A fine dicembre sono state effettuate diverse prove di disconnessione di RuNet, la rete nazionale, dall’internet globale. Secondo il governo, l’esito degli esperimenti è stato positivo e ha visto la partecipazione congiunta di agenzie governative, fornitori di servizi dell’internet locale, servizi segreti, e compagnie nazionali che lavorano nel virtuale e nelle telecomunicazioni.

Non sono stati rivelati i dettagli della simulazione, che è consistita nel verificare la sopravvivenza ed il funzionamento di RuNet privato dell’accesso al sistema globale dei nomi di dominio e non ha disturbato l’accesso alla rete degli internauti russi. L’obiettivo è stato raggiunto: nell’eventuale scenario di disconnessioni eterodirette provocate da attacchi cibernetici di grandi dimensioni, i professionisti del web e gli operatori delle telecomunicazioni russi sarebbero capaci di reagire con prontezza e garantire il funzionamento della rete nazionale.
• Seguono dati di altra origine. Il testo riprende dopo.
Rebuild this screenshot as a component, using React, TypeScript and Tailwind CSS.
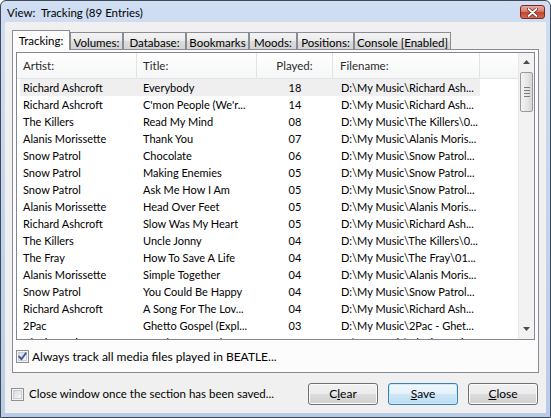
import React from "react";

type Row = [string, string, string, string];

const rows: Row[] = [
  ["Richard Ashcroft", "Everybody", "18", "D:\\My Music\\Richard Ash..."],
  ["Richard Ashcroft", "C'mon People (We'r...", "14", "D:\\My Music\\Richard Ash..."],
  ["The Killers", "Read My Mind", "08", "D:\\My Music\\The Killers\\0..."],
  ["Alanis Morissette", "Thank You", "07", "D:\\My Music\\Alanis Moris..."],
  ["Snow Patrol", "Chocolate", "06", "D:\\My Music\\Snow Patrol..."],
  ["Snow Patrol", "Making Enemies", "05", "D:\\My Music\\Snow Patrol..."],
  ["Snow Patrol", "Ask Me How I Am", "05", "D:\\My Music\\Snow Patrol..."],
  ["Alanis Morissette", "Head Over Feet", "05", "D:\\My Music\\Alanis Moris..."],
  ["Richard Ashcroft", "Slow Was My Heart", "05", "D:\\My Music\\Richard Ash..."],
  ["The Killers", "Uncle Jonny", "04", "D:\\My Music\\The Killers\\0..."],
  ["The Fray", "How To Save A Life", "04", "D:\\My Music\\The Fray\\01..."],
  ["Alanis Morissette", "Simple Together", "04", "D:\\My Music\\Alanis Moris..."],
  ["Snow Patrol", "You Could Be Happy", "04", "D:\\My Music\\Snow Patrol..."],
  ["Richard Ashcroft", "A Song For The Lov...", "04", "D:\\My Music\\Richard Ash..."],
  ["2Pac", "Ghetto Gospel (Expl...", "03", "D:\\My Music\\2Pac - Ghet..."],
  ["Alanis Morissette", "Hand In My Pocket", "03", "D:\\My Music\\Alanis Moris..."],
];

const tabs = [
  { label: "Tracking:", w: "w-[58px]", sel: true },
  { label: "Volumes:", w: "w-[53px]", sel: false },
  { label: "Database:", w: "w-[63px]", sel: false },
  { label: "Bookmarks", w: "w-[63px]", sel: false },
  { label: "Moods:", w: "w-[48px]", sel: false },
  { label: "Positions:", w: "w-[57px]", sel: false },
  { label: "Console [Enabled]", w: "w-[97px]", sel: false },
];

function CheckBox({ checked }: { checked: boolean }) {
  return (
    <div className="w-[13px] h-[13px] border border-[#8e8f8f] bg-[#f4f4f4] flex items-center justify-center shrink-0">
      <div className="w-[9px] h-[9px] border border-[#c9ccd1] bg-gradient-to-br from-[#d9dce0] to-[#f7f7f7] relative">
        {checked && (
          <svg width="11" height="11" viewBox="0 0 11 11" className="absolute -left-[2px] -top-[2px]">
            <path d="M2.2 5.6 L4.4 8.2 L8.8 2.2" fill="none" stroke="#3c56a0" strokeWidth="1.9" strokeLinecap="round" strokeLinejoin="round" />
          </svg>
        )}
      </div>
    </div>
  );
}

function Button({ children, focused }: { children: React.ReactNode; focused?: boolean }) {
  return (
    <div
      className={
        focused
          ? "w-[70px] h-[22px] rounded-[3px] border border-[#3c7fb1] bg-[linear-gradient(#f1f8fd_0%,#e3f1fb_50%,#cfe7f7_50%,#bcdcf2_100%)] shadow-[inset_0_0_0_1px_#c8ecfb] flex items-center justify-center text-[12px] text-black"
          : "w-[70px] h-[22px] rounded-[3px] border border-[#707070] bg-[linear-gradient(#f2f2f2_0%,#ebebeb_50%,#dddddd_50%,#cfcfcf_100%)] shadow-[inset_0_0_0_1px_#fbfbfb] flex items-center justify-center text-[12px] text-black"
      }
    >
      {children}
    </div>
  );
}

export default function App() {
  return (
    <div className="w-[551px] h-[418px] flex flex-col border border-[#404854] rounded-t-[6px] bg-gradient-to-b from-[#cfdef2] via-[#c2d5ee] to-[#b8cce8] overflow-hidden font-['Lato','Liberation_Sans',Arial,sans-serif] text-black">
      {/* Title bar */}
      <div className="h-[21px] shrink-0 flex items-start justify-between pl-[6px] pr-[5px]">
        <div className="pt-[5px] text-[11.5px] leading-[14px] whitespace-pre text-black">View:  Tracking (89 Entries)</div>
        <div className="mt-[4px] w-[25px] h-[14px] rounded-[3px] border border-[#7a2a22] bg-[linear-gradient(#e9a99c_0%,#d7806f_45%,#c2432e_50%,#cf6a52_100%)] flex items-center justify-center">
          <svg width="11" height="9" viewBox="0 0 11 9">
            <path d="M1.5 1 L9.5 8 M9.5 1 L1.5 8" stroke="#5a2018" strokeWidth="3.2" strokeLinecap="round" />
            <path d="M1.5 1 L9.5 8 M9.5 1 L1.5 8" stroke="#ffffff" strokeWidth="1.8" strokeLinecap="round" />
          </svg>
        </div>
      </div>

      {/* Client area */}
      <div className="flex-1 mx-[4px] mb-[4px] bg-[#f0f0f0] flex flex-col pt-[8px] px-[7px]">
        {/* Tabs */}
        <div className="h-[19px] flex items-end shrink-0">
          {tabs.map((t) =>
            t.sel ? (
              <div
                key={t.label}
                className={`${t.w} h-[20px] -mb-[1px] relative z-10 border border-b-0 border-[#898c95] bg-[#fcfcfc] text-[11.5px] leading-[14px] pt-[3px] text-center whitespace-nowrap`}
              >
                {t.label}
              </div>
            ) : (
              <div
                key={t.label}
                className={`${t.w} h-[17px] border border-b-0 border-[#898c95] bg-[linear-gradient(#f3f3f3_0%,#ebebeb_50%,#dddddd_50%,#d3d3d3_100%)] text-[11.5px] leading-[14px] pt-[3px] text-center whitespace-nowrap`}
              >
                {t.label}
              </div>
            )
          )}
        </div>

        {/* Tab panel */}
        <div className="h-[324px] shrink-0 border border-[#898c95] bg-[#fcfcfc] flex flex-col pt-[2px] px-[3px]">
          {/* List view */}
          <div className="h-[288px] shrink-0 border border-[#828790] bg-white flex overflow-hidden">
            <div className="flex-1 flex flex-col overflow-hidden">
              {/* Header */}
              <div className="h-[26px] shrink-0 flex bg-gradient-to-b from-white to-[#f5f6f7] border-b border-[#e5e5e5] text-[11.5px] text-[#2b2b2b]">
                <div className="w-[120px] border-r border-[#e3e3e3] pl-[6px] flex items-center">Artist:</div>
                <div className="w-[120px] border-r border-[#e3e3e3] pl-[6px] flex items-center">Title:</div>
                <div className="w-[76px] border-r border-[#e3e3e3] flex items-center justify-center">Played:</div>
                <div className="w-[147px] border-r border-[#e3e3e3] pl-[7px] flex items-center">Filename:</div>
                <div className="flex-1" />
              </div>
              {/* Rows */}
              {rows.map((r, i) => (
                <div
                  key={i}
                  className={`ml-[3px] w-[460px] h-[17px] shrink-0 flex items-center text-[11px] leading-[17px] whitespace-nowrap ${
                    i === 0 ? "bg-[#efefef]" : ""
                  }`}
                >
                  <div className="w-[117px] pl-[3px] overflow-hidden">{r[0]}</div>
                  <div className="w-[120px] pl-[6px] overflow-hidden">{r[1]}</div>
                  <div className="w-[76px] text-center">{r[2]}</div>
                  <div className="w-[147px] pl-[8px] overflow-hidden">{r[3]}</div>
                </div>
              ))}
            </div>
            {/* Scrollbar */}
            <div className="w-[16px] shrink-0 bg-[#f2f2f2] border-l border-[#e8e8e8] flex flex-col">
              <div className="h-[17px] flex items-center justify-center">
                <svg width="7" height="4" viewBox="0 0 7 4">
                  <path d="M0 4 L3.5 0 L7 4 Z" fill="#4d4d4d" />
                </svg>
              </div>
              <div className="mt-[2px] mx-[1px] h-[40px] rounded-[2px] border border-[#9a9a9a] bg-gradient-to-r from-[#f3f3f3] via-[#e8e8e8] to-[#d6d6d6] flex flex-col items-center justify-center gap-[2px]">
                <div className="w-[6px] h-[1px] bg-[#7c7c7c]" />
                <div className="w-[6px] h-[1px] bg-[#7c7c7c]" />
                <div className="w-[6px] h-[1px] bg-[#7c7c7c]" />
                <div className="w-[6px] h-[1px] bg-[#7c7c7c]" />
              </div>
              <div className="flex-1" />
              <div className="h-[17px] mb-[2px] flex items-center justify-center">
                <svg width="7" height="4" viewBox="0 0 7 4">
                  <path d="M0 0 L3.5 4 L7 0 Z" fill="#4d4d4d" />
                </svg>
              </div>
            </div>
          </div>

          {/* Always track */}
          <div className="mt-[10px] flex items-center h-[13px] gap-[3px]">
            <CheckBox checked />
            <span className="text-[12px] leading-[14px] whitespace-nowrap">Always track all media files played in BEATLE...</span>
          </div>
        </div>

        {/* Bottom row */}
        <div className="mt-[10px] h-[22px] flex items-center justify-between -ml-[1px] pr-[1px]">
          <div className="flex items-center gap-[5px]">
            <CheckBox checked={false} />
            <span className="text-[11.5px] leading-[14px] whitespace-nowrap">Close window once the section has been saved...</span>
          </div>
          <div className="flex gap-[10px]">
            <Button>
              C<span className="underline">l</span>ear
            </Button>
            <Button focused>
              <span className="underline">S</span>ave
            </Button>
            <Button>
              <span className="underline">C</span>lose
            </Button>
          </div>
        </div>
      </div>
    </div>
  );
}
Inizialmente i test avrebbero dovuto essere sostenuti ad aprile scorso, ma il governo aveva deciso di rimandare la data a fine anno per dare il tempo necessario a tutti gli attori coinvolti nel progetto di prepararsi e sofisticare le tecniche e le tattiche elaborate nel corso del tempo. Il temporeggiamento è stato fondamentale: ha evitato un potenziale insuccesso causato dai tempi prematuri, che avrebbe potuto gettare sia il Cremlino che gli operatori nello sconforto.

La legge dell’internet sovrano

Era da anni che a Mosca si pensava a come raggiungere la cosiddetta “autosufficienza informatica” qualora potenze ostili, forti del controllare l’accesso di gran parte del mondo ad internet, avessero deciso di “staccare la spina” al paese. L’entrata di Occidente e Russia in una nuova guerra fredda ha infine convinto i decisori politici del Cremlino a dare forma all’internet sovrano, prima come legge, poi realtà.

La legge, entrata ufficialmente in vigore lo scorso mese, è stata criticata dall’opposizione per le presunte velleità liberticide ed attribuisce all’ente governativo che gestisce RuNet, Roskomnadzor, il potere di disconnettere il paese dall’internet globale per ragioni di sicurezza nazionale. In un tale scenario, tutto il traffico internet interno verrebbe ridirezionato attraverso choke-point gestiti dal Ministero delle Comunicazioni.

Proprio quest’ultimo punto è contestato dai detrattori dell’internet sovrano, perché faciliterebbe il controllo e la lettura del flusso dei dati, ossia la sorveglianza di massa, secondo uno stile ricalcante lo “scudo d’oro” cinese, anche perché la legge contempla che gli operatori delle telecomunicazioni e i provveditori di servizi internet inizino ad utilizzare hardware appositamente realizzati da Roskomnadzor.